I’m a huge fan of the zero’s we sell a bunch of them, and I have 3 sets. But the syzr’s are a turd that need to go back to the drawing board or marketed as spd shoe compatible pedals for the road.

Mark @ GRAVELBIKE
6 years ago

@Scott–If you’re unclipping because of foot movement, you need to open up the float on the cleat. Backing out the grub screws will give you more rotation before the pedals release. You don’t need to bother with the screws on the pedals, as they won’t affect how far your foot rotates before releasing.

Pistolero
Pistolero
6 years ago

Frog is the way to go on pedals, only problem is the 40€ cleats, and no spare titanium spidles, due to speedplay lawyers… only the original from speedplay that rip you off 200-250€ for a set of titanium spindles…

docfink
docfink
6 years ago

Ive used the szyrs now for three cross races and so far, so good. They ARE easier to disengage, but don’t do do unexpectedly; it’s actually useful for run ups and dismounts. That being said, some engagements are a bit tougher than expected, possibly because it’s a metal-metal interface, so if you hit it right, it’s easy; if not, your leg goes skimming away without rubber to slow it down. Only once did I have trouble clipping in. After a super muddy runup, my left cleat was loaded with muck. I stamped my foot on a cement section and was able to reengage. I’ll try them on my Mtn bike shortly, and have few more cx races and gravel rides first.

Rod
Rod
6 years ago

So a follow up after a muddy, snowy cyclocross race on clay soil.

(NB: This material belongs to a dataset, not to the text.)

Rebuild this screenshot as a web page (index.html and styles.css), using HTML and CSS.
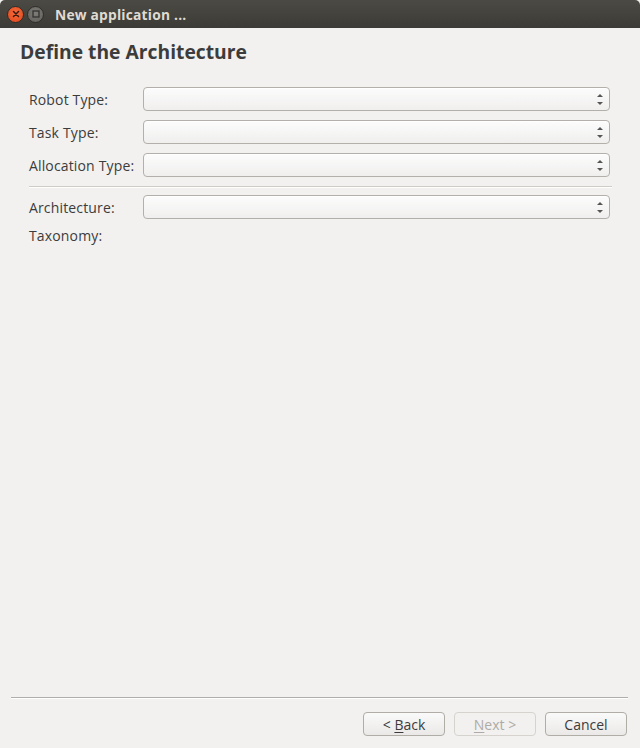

I tightened the screws on a previous day for a gravel ride. I must have overtightened one side of the right pedal because it was absolutely impossible to clip in once mucked up, while the reverse just barely clippable using a full body push. No issues on the left side.

So, user error from a former Crank Bros. user. I’ve now loosened the tension a bit and will test on the field tomorrow, but something to stay aware of.